Ces pouvoirs ont compris l'importance de disposer de moyens de communication publics leur permettant de propager leurs idées au sein des populations et de faire face à toute tentative de désinformation venant de l'étranger. Grâce aux changements intervenus dans la superstructure du pouvoir, l'ENTV a pu sortir de sa léthargie en s'engageant, depuis une année, dans une politique de renforcement et de diversification de ses programmes. La dernière-née de ses chaînes, AL24 News, nous a agréablement surpris par son ton résolument moderne et son large spectre de centres d'intérêt. A ce titre, une mention spéciale sera décernée pour les portraits Media et Culture d'une haute facture consacrés à Naït Mazi, ancien directeur d'El Moudjahid, et Hiahemzizou, bédéiste de renom et inégalable dessinateur d'affiches de films de la belle époque du cinéma national. Mais un regard lucide sur l'ensemble des programmes qui fleurissent ce beau bouquet public laisse un arrière-goût d'inachevé et une impression de... désordre. En fait, l'amalgame date du début de l'expérience satellite lorsque l'Algérie décida de lancer une deuxième chaîne en langue française uniquement sur satellite. Algerian TV, née en 1994, se proposait, d'emblée, de toucher directement notre émigration à l'étranger, et notamment en France où elle reste, et de loin, la plus nombreuse. Mais on ne savait pas si on avait affaire à une chaîne satellite internationale qui regroupe les meilleures programmes du réseau national (en fait, une seule chaîne à l'époque !) ou si c'était une seconde chaîne d'expression francophone. Pour la première proposition, les exemples ne manquent pas : TV 5 pour la France, BBC World pour l'Angleterre, 3 Sat pour l'Allemagne, Suisse alémanique et Autriche, ESC pour l'Egypte, etc.
Depuis son lancement, Algerian TV, puis Canal Algérie, est restée sans identité propre, avec moult émissions en studio, quelques reportages et, le reste du temps, la reprise des programmes de l'Unique. L'apparition de la Trois va rendre le tableau encore plus flou. Chaîne satellite ? Troisième chaîne à caractère culturel ? Canal destiné au Proche-Orient ? Là aussi, le flou continue de régner.

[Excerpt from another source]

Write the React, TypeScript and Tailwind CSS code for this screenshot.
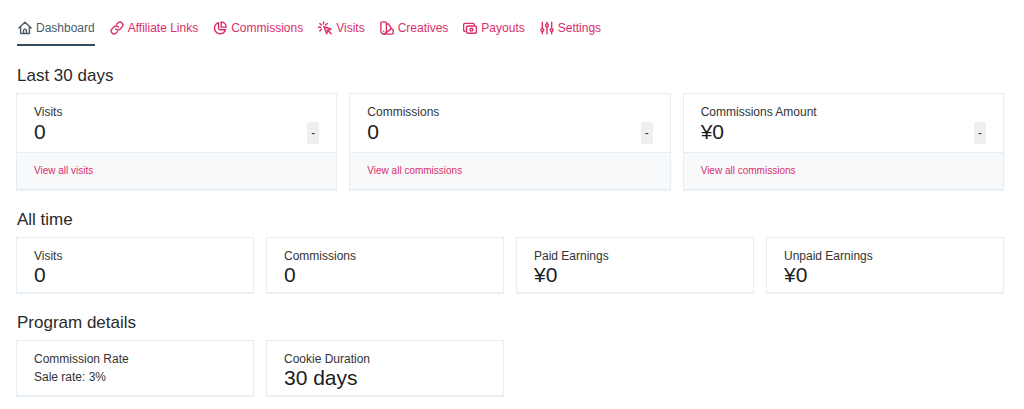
import React from "react";

type IconName = "home" | "link" | "pie" | "cursor" | "swatch" | "cash" | "sliders";

const iconPaths: Record<IconName, React.ReactNode> = {
  home: (
    <>
      <path d="M1.500 12 12 2.200 22.500 12" />
      <path d="M4.500 10v11.500h15V10" />
      <path d="M9.500 21v-4.500a2.500 2.500 0 0 1 5 0V21" />
    </>
  ),
  link: (
    <>
      <path d="M9.500 13.500a5 5 0 0 0 7.500.500l4-4a5 5 0 0 0-7-7l-2.500 2.500" />
      <path d="M14.500 10.500a5 5 0 0 0-7.500-.500l-4 4a5 5 0 0 0 7 7l2.500-2.500" />
    </>
  ),
  pie: (
    <>
      <path d="M9.500 2.800a9.700 9.700 0 1 0 12 12.200H12a2.500 2.500 0 0 1-2.500-2.500z" />
      <path d="M14 1.800v8.700h8.500a8.700 8.700 0 0 0-8.500-8.700z" />
    </>
  ),
  cursor: (
    <>
      <path d="m10 9.500 12.500 4.300-5.400 2.400-2.300 5.500z" fill="currentColor" fillOpacity="0.3" />
      <path d="m17 16 5.500 6M9.500 1.500v3.700M3.200 4.200l2.800 2.800M1 10.800h3.800M6 14.200l-2.800 2.900M15.800 4.200 13 7" />
    </>
  ),
  swatch: (
    <>
      <path d="M1.500 3.500A2 2 0 0 1 3.500 1.500h5.500A2 2 0 0 1 11 3.500v14a4.700 4.700 0 0 1-9.500 0z" />
      <path d="m11 6 1.500-.800a2 2 0 0 1 2.700.500l3.600 5.500a2 2 0 0 1-.500 2.700L9 21.500" />
      <path d="M18 13.500h2.500a2 2 0 0 1 2 2v5a2 2 0 0 1-2 2h-14" />
      <path d="M6.300 17.500h.01" />
    </>
  ),
  cash: (
    <>
      <rect x="6" y="8.500" width="17" height="12.500" rx="2.500" />
      <path d="M3.500 17.500A2.500 2.500 0 0 1 1 15V6.500A2.500 2.500 0 0 1 3.500 4H17a2.500 2.500 0 0 1 2.500 2" />
      <circle cx="14.500" cy="14.800" r="2.500" />
    </>
  ),
  sliders: (
    <>
      <path d="M4 2v11M4 18v4M12 2v3M12 10v12M20 2v11M20 18v4" />
      <circle cx="4" cy="15.500" r="2.500" />
      <circle cx="12" cy="7.500" r="2.500" />
      <circle cx="20" cy="15.500" r="2.500" />
    </>
  ),
};

function Icon({ name }: { name: IconName }) {
  return (
    <svg
      viewBox="0 0 24 24"
      className="size-3.5 shrink-0"
      fill="none"
      stroke="currentColor"
      strokeWidth="2.4"
      strokeLinecap="round"
      strokeLinejoin="round"
      aria-hidden="true"
    >
      {iconPaths[name]}
    </svg>
  );
}

const tabs: { label: string; icon: IconName }[] = [
  { label: "Dashboard", icon: "home" },
  { label: "Affiliate Links", icon: "link" },
  { label: "Commissions", icon: "pie" },
  { label: "Visits", icon: "cursor" },
  { label: "Creatives", icon: "swatch" },
  { label: "Payouts", icon: "cash" },
  { label: "Settings", icon: "sliders" },
];

const recent = [
  { label: "Visits", value: "0", link: "View all visits" },
  { label: "Commissions", value: "0", link: "View all commissions" },
  { label: "Commissions Amount", value: "¥0", link: "View all commissions" },
];

const totals = [
  { label: "Visits", value: "0" },
  { label: "Commissions", value: "0" },
  { label: "Paid Earnings", value: "¥0" },
  { label: "Unpaid Earnings", value: "¥0" },
];

const card = "border border-[#e6edf3] bg-white shadow-[0_1px_1px_#edf2f6]";

function Heading({ children }: { children: React.ReactNode }) {
  return <h2 className="mb-[5px] pl-px text-[17px] leading-6 text-[#2a2a2a]">{children}</h2>;
}

function StatCard({ label, value }: { label: string; value: string }) {
  return (
    <div className={`${card} px-[17px] pt-2.5 pb-[7px]`}>
      <p className="text-xs leading-4">{label}</p>
      <p className="text-[21px] leading-[21px] text-[#1d1d1d]">{value}</p>
    </div>
  );
}

export default function App() {
  return (
    <div className="pt-4 pr-5 pb-3 pl-4 font-['Liberation_Sans',Arial,sans-serif] text-[#333]">
      <nav className="flex flex-wrap gap-x-3.5 pl-px" aria-label="Affiliate area">
        {tabs.map((tab, i) => (
          <a
            key={tab.label}
            href="#"
            aria-current={i === 0 ? "page" : undefined}
            className={`flex items-center gap-1 border-b-2 pt-1 pb-2 pl-px text-xs leading-4 ${
              i === 0 ? "border-[#34495a] text-[#4a5b69]" : "border-transparent text-[#d92e6b]"
            }`}
          >
            <Icon name={tab.icon} />
            {tab.label}
          </a>
        ))}
      </nav>

      <main className="mt-[18px] flex flex-col gap-[18px]">
        <section>
          <Heading>Last 30 days</Heading>
          <div className="grid grid-cols-3 gap-3">
            {recent.map((item) => (
              <div key={item.label} className={card}>
                <div className="flex items-end justify-between px-[17px] pt-2.5 pb-2">
                  <div>
                    <p className="text-xs leading-4">{item.label}</p>
                    <p className="text-[21px] leading-6 text-[#1d1d1d]">{item.value}</p>
                  </div>
                  <span className="rounded-xs bg-[#efefef] px-1 text-xs leading-[22px]">-</span>
                </div>
                <div className="border-t border-[#e6edf3] bg-[#f7f9fb] px-[17px] py-2.5">
                  <a href="#" className="block text-[10px] leading-4 text-[#d92e6b]">
                    {item.link}
                  </a>
                </div>
              </div>
            ))}
          </div>
        </section>

        <section>
          <Heading>All time</Heading>
          <div className="grid grid-cols-4 gap-3">
            {totals.map((item) => (
              <StatCard key={item.label} {...item} />
            ))}
          </div>
        </section>

        <section>
          <Heading>Program details</Heading>
          <div className="grid grid-cols-4 gap-3">
            <div className={`${card} px-[17px] pt-2.5 pb-[7px]`}>
              <p className="text-xs leading-4">Commission Rate</p>
              <p className="text-xs leading-[21px]">Sale rate: 3%</p>
            </div>
            <StatCard label="Cookie Duration" value="30 days" />
          </div>
        </section>
      </main>
    </div>
  );
}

Tout récemment, la 3ème chaîne est devenue un programme d'information mais, très vite, la surcharge d'émissions de débats en studio lui a conféré les traits d'une radio bavarde. Avec le lancement de AL24 News, on ne sait plus quel sera le rôle de cette Trois qui va faire doublon avec la dernière-née. Et ce n'est pas le seul doublon : malgré sa nouvelle appellation de «chaîne de la jeunesse», TV 6 est souvent une réplique de la Une. Suffit-il de mettre des animateurs plus jeunes pour mériter du titre de programme jeunesse ? Hormis la 5 (religieuse) et la 4 (tamazight), la 7 (connaissance et savoir) et la 8 (Mémoire), il y a comme un imbroglio qui mérite d'être clarifié. En fait, en suivant de près les programmes de toutes ces chaînes, on remarque des grilles qui traitent pratiquement des mêmes sujets. Exemple : il y a des émissions Santé sur la Une, Canal Algérie, la Trois, la 6 et même la 7 ! Les émissions sportives font du saute-mouton entre les chaînes avec parfois des rediffusions. On peut épiloguer longtemps sur les anomalies mais il serait plus intéressant de proposer un nouveau plan de partage au sein de ce bouquet qui s'inspire des expériences mondiales :
- Chaîne Une : chaîne généraliste à caractère populaire.

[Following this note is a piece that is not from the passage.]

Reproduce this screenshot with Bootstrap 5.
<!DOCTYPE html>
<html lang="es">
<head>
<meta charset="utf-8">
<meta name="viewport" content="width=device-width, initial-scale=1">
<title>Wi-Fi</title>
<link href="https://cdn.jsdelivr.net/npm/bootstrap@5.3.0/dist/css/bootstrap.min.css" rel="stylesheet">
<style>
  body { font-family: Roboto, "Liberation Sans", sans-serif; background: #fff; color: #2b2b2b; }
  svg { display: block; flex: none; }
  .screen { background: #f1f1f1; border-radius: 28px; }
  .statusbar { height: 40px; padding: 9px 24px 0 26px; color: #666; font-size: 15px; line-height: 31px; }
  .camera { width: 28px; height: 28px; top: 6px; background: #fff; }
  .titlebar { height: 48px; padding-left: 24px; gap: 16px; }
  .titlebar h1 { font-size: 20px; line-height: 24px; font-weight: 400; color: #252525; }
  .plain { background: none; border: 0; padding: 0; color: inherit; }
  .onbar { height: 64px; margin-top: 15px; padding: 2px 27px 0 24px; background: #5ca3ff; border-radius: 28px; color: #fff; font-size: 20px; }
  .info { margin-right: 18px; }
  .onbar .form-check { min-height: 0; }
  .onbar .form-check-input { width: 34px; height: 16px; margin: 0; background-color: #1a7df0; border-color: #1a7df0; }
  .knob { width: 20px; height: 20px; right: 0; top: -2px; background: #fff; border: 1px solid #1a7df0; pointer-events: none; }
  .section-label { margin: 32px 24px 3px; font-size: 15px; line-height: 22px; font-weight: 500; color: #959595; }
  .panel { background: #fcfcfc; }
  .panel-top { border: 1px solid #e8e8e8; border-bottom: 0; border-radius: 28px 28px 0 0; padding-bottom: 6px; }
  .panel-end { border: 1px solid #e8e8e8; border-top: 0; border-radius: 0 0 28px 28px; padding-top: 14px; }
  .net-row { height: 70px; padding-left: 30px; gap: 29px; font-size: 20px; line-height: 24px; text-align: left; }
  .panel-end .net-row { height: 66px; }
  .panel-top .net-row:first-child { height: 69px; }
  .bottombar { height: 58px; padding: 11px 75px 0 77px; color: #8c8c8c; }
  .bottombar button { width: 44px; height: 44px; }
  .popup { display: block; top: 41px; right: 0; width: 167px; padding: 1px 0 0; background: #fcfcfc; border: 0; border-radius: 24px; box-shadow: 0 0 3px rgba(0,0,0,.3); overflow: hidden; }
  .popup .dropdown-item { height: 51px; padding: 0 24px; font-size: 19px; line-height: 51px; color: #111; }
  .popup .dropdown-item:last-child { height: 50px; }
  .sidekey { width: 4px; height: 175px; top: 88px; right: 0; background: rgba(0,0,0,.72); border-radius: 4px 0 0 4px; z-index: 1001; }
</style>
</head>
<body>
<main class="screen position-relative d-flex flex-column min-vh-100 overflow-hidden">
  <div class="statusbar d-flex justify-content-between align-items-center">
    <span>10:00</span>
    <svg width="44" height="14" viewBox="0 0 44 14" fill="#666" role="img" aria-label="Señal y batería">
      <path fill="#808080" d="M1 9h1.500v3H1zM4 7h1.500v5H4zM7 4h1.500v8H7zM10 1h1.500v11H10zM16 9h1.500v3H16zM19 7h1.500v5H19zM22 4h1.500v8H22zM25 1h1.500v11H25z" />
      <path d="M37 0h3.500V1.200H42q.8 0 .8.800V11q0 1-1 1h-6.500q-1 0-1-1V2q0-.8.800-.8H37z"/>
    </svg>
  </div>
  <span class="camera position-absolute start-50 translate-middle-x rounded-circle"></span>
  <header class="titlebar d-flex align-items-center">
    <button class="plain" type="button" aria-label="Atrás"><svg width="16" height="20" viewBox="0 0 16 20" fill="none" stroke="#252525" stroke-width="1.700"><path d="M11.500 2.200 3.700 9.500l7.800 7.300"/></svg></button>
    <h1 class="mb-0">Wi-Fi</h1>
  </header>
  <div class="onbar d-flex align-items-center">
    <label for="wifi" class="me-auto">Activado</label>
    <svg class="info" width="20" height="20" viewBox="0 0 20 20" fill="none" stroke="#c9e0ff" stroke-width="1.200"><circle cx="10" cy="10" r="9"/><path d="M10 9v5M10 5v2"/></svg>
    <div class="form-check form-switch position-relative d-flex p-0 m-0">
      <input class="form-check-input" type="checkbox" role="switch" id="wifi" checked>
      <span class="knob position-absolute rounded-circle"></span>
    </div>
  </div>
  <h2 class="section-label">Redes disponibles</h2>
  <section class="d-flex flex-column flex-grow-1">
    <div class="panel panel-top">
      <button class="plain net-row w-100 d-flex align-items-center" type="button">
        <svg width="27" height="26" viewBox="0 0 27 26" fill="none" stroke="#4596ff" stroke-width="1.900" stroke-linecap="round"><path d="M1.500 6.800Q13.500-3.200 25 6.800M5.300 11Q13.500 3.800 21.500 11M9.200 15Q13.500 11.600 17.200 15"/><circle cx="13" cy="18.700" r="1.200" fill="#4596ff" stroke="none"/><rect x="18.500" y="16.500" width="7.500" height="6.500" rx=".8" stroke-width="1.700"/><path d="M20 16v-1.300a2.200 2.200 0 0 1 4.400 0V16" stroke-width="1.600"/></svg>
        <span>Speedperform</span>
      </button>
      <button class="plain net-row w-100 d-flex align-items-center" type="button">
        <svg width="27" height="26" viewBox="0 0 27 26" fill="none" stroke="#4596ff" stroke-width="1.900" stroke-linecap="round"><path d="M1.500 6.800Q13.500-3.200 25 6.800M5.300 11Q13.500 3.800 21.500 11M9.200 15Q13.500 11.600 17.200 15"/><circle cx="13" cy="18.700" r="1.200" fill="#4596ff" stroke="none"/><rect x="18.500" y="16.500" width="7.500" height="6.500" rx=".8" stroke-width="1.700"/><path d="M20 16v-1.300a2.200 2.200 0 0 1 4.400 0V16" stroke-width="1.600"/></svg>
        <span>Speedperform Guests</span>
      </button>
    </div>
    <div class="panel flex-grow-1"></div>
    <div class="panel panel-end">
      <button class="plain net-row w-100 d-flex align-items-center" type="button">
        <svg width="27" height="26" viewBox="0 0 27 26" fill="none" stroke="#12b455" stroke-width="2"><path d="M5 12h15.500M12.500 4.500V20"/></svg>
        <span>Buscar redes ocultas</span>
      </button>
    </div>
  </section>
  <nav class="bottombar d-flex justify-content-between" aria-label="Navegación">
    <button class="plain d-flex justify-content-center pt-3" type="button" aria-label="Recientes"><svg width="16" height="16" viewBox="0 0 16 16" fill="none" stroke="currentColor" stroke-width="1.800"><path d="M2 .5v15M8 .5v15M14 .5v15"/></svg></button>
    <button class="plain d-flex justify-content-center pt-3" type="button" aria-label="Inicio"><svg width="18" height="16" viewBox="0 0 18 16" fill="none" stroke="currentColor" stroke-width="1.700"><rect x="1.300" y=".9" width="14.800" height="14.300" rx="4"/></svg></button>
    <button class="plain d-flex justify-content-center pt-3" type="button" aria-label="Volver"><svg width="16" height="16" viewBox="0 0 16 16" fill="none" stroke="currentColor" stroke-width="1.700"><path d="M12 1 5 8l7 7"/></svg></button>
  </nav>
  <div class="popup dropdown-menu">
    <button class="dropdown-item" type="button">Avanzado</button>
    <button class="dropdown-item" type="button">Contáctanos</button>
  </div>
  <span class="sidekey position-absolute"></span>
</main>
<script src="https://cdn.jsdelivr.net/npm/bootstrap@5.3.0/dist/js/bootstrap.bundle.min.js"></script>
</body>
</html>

- Canal Algérie : chaîne satellite à destination de l'émigration en Occident. Langues : français, anglais. Davantage de programmes impliquant la communauté algérienne, à partir de l'Europe et du Canada.
- La Trois : chaîne satellite à destination de l'émigration dans le monde arabe et en Asie. Caractère culturel à renforcer.
- La Quatre : chaîne en tamazight. Multiplier les bureaux dans les régions berbérophones.
- La Cinq : chaîne religieuse.
- La Six : chaîne sportive avec retransmission en direct des différents championnats nationaux, toutes compétitions confondues.
- La 7 : chaîne éducative et du savoir. S'intéresser davantage à la formation professionnelle avec diffusion privilégiée d'émissions d'apprentissage dans les différents corps de métier.
- La 8 : chaîne histoire. Parler de toute l'histoire. Multiplier les reportages, les fictions historiques et biographiques et réduire les tables rondes !
- AL24 News : rien à ajouter. Reste juste à voir et à écouter ces correspondants éparpillés à travers le monde. Si la Trois change d'identité, AL24 News pourrait bénéficier de l'expérience et de la compétence de ses équipes.
Voilà un plan parmi d'autres. Mais il faut reconnaître que ce bouquet de neuf chaînes montées en quelques mois est un miracle en soi. Il reste à parfaire son organisation interne pour donner plus de cohérence aux programmes et parfaire leur lisibilité. Et satisfaire la demande d'un public de plus en plus exigeant. 
M. F.

P. S. : ce panorama à caractère technique ne saurait occulter l’autre atrophie de la télé publique : son incapacité à muer en service public ouvert à tous les courants qui traversent la société et ne plus se satisfaire de répercuter le seul point de vue du pouvoir.